Ku menuju tempat dimana Rinta duduk sendirian, sejenak kurasakan hawa dingin yang aneh namun tak kuanggap. Bagiku yang terpenting adalah menggapai Rinta. “Hai… selamat malam.” sapaku lembut. Ia menoleh ke arahku dengan tatapan tajam dan dingin, namun tersenyum tipis. “Sendiri ni? Christy mana?” tanyaku basa-basi dan dibalasnya dengan anggukan kecil. Aku merasa aneh bukan dengan sikap dinginnya, tetapi sedari tadi tak ada seorang pun yang berpaling ke arah Rinta.
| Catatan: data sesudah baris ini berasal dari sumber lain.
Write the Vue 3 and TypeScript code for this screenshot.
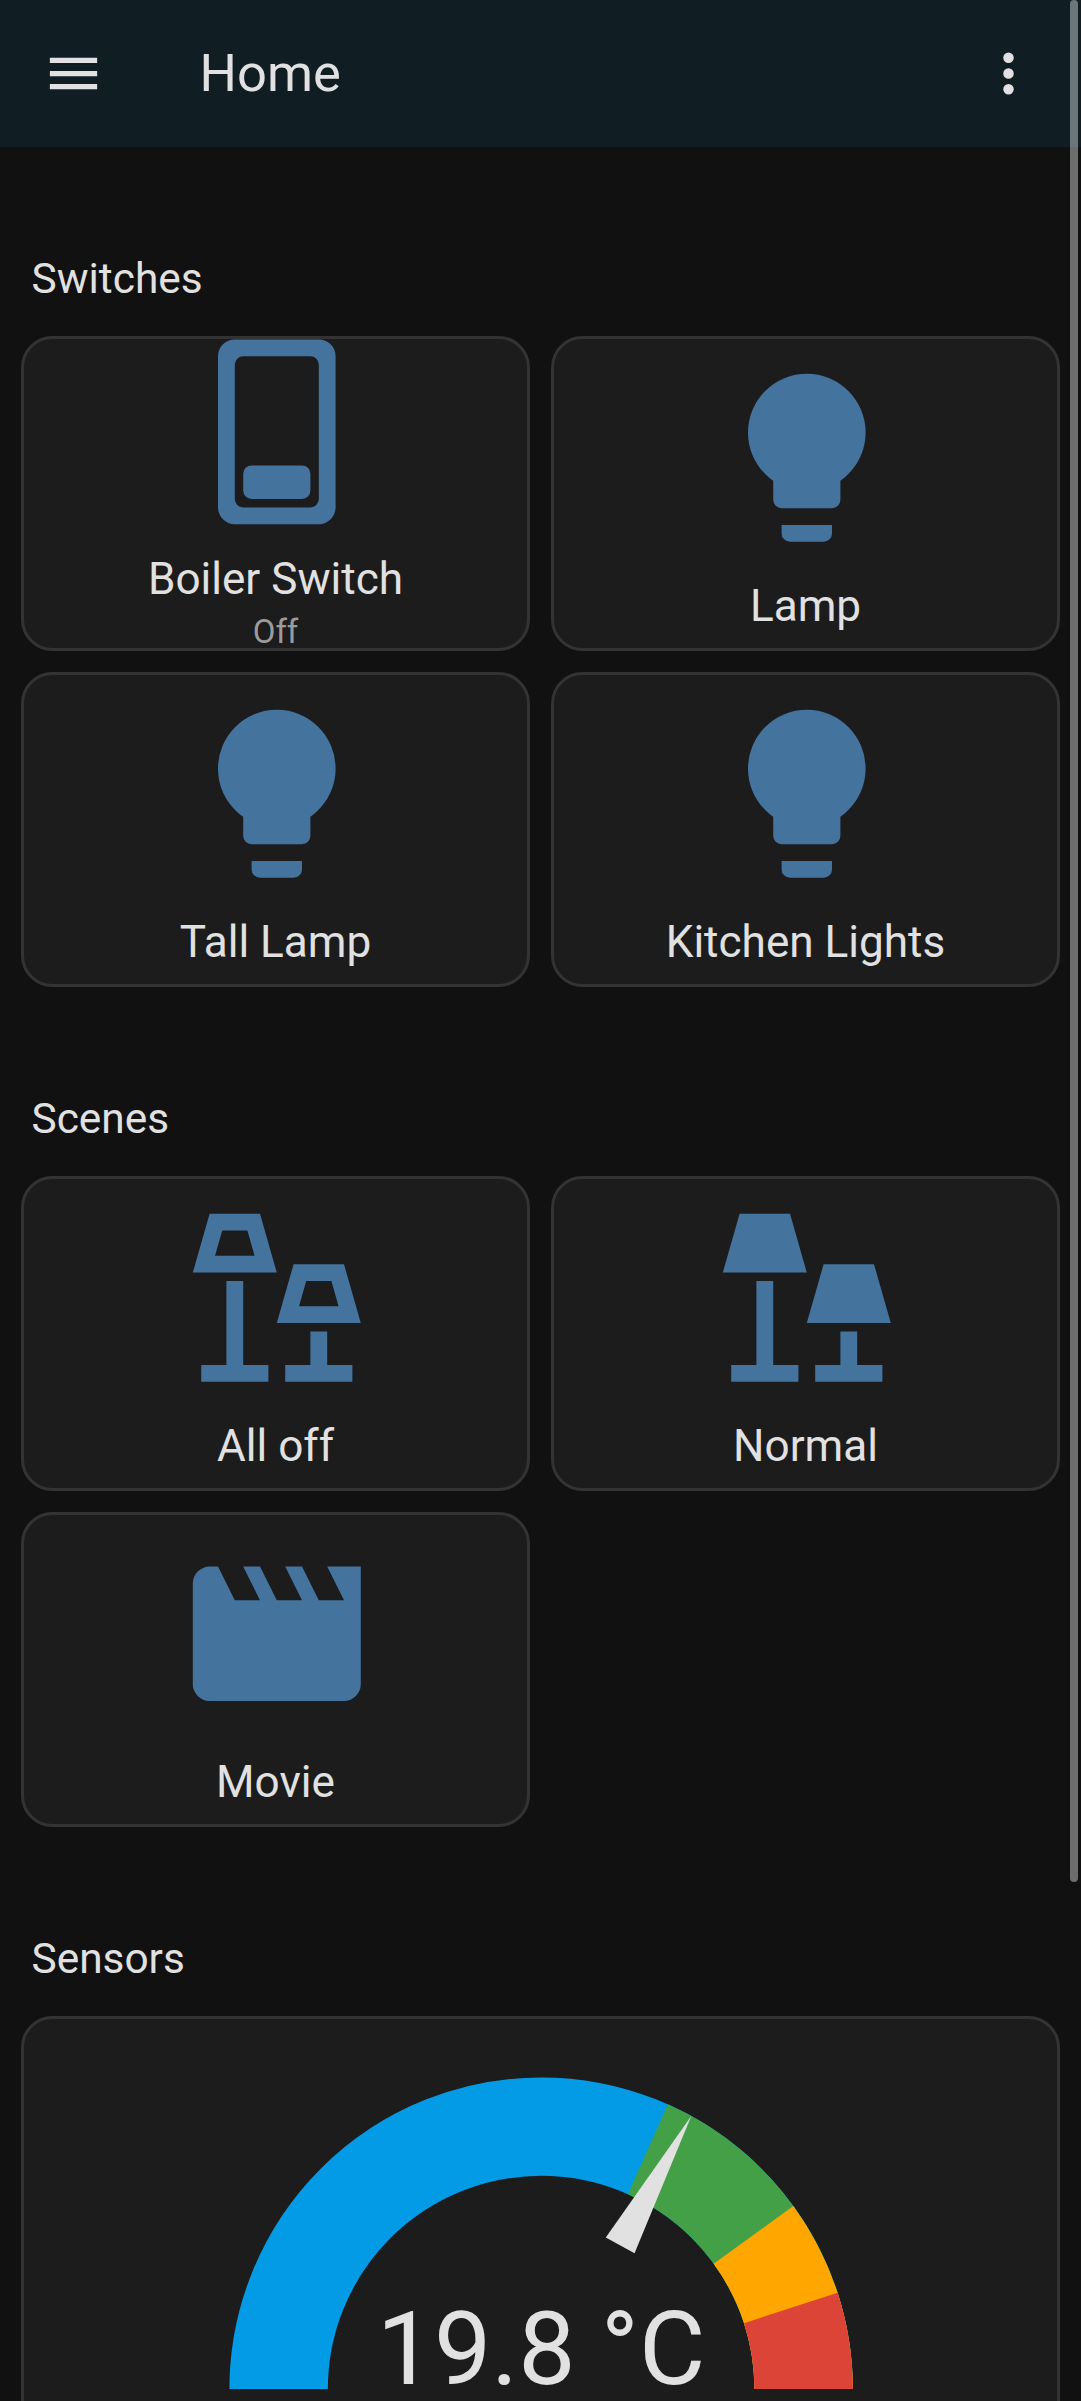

“Kamu sakit Rin?” tanyaku khawatir, dan sekali lagi ia hanya menggeleng. “Rinta, pr biologinya sudah dikerjakan?” aku memancingnya untuk bicara, namun lagi-lagi hanya sebuah anggukan tanpa kata. “Busyet ini anak cuek banget.” batinku. Aku hampir menyerah ketika ia tiba-tiba menggoyang-goyangkan tanganku. Kulihat ada darah menetes di keningnya. “Rin.. ka..ka.. kamu kenapa?” tanyaku terbata kemudian, kurasakan dingin dan kaku di seluruh tubuhku, lalu kesadaranku hilang.

“Zafraaan….! bangun, lo bisa dengar gue kan?” kudengar suara berisik Sally, juga Gardis, “Zafran…. cepat sadar doooong..!” Perlahan-lahan kubuka kelopak mataku, dan aku berada di kamar Sally dikelilingi teman-teman sekelasku. “Gila lo semua! Ngapain baju gue dibuka-buka?” aku kaget karena kancing kemejaku terbuka semua. “Lo pingsan Zaf, terus kita bawa lo kesini.” Lia menjelaskan. “Parah lo bro! masuk angin sampai pingsan!” gerutu Ari. Aku heran dengan penjelasan mereka, bagaimana aku pingsan? lalu bagaimana Rinta?

“Stop… stop.. lu semua jangan ngaco ye. Enggak mungkin tahu! Gue tadi lagi ngobrol sama Rinta, dimana dia sekarang?” semua kaget mendengar tanyaku. “Rinta? lo ngobrol sama dia?” tanya Marta
yang pertama kali sadar dari keterkejutannya. “Lo jangan bercanda Zaf..” Redo menambahi. “sumpah! Ari, lo kan yang tadi jelek-jelekin Rinta. Ngaku deh lo.” sergahku. Ari heran, “Gue cuma nepuk-nepuk pundak lo saat pingsan.” Aku makin tak mengerti dengan situasi ini. “Rinta dimana?” tanyaku lagi.

“Rinta enggak hadir di pesta ini, dan enggak akan pernah hadir lagi.” jawab Sally sambil terisak, semua yang ada mengiyakan dengan raut sedih. “Zaf, lo enggak mungkin bisa ngobrol sama Rinta.” isak Gardis. “Benar Zaf, barusan ada kecelakaan. Christy kritis dan Rinta…” Lia tak kuasa melanjutkan perkataannya. “Rinta kenapa?!” bentakku. “Rinta udah ninggalin kita, dia udah pergi dari dunia ini.” Redo akhirnya menjelaskan. ini tak masuk akal, aku baru saja berbincang dengan Rinta.

“Semua ini nyata Zafran. Kecelakaan itu tadi sore sebelum pesta dimulai, mereka ditabrak mobil saat menuju kesini.” tutur Ari. Aku shock mendengar semuanya, bagaimana bisa? Lalu siapa yang kuajak bicara tadi? “Enggak! ini enggak mungkin! Rinta hidup, dia belum meninggal!!!” teriakku.

“Semua itu benar, maaf aku terlambat. Ini kado untukmu Sally, Happy Sweet Seventeen.” Kami terkejut mendengar suara dingin itu. kemudian berpaling ke arah pintu kamar dan semua menyaksikan Rinta disana dengan gaun krem berlumuran darah dan wajah pucat.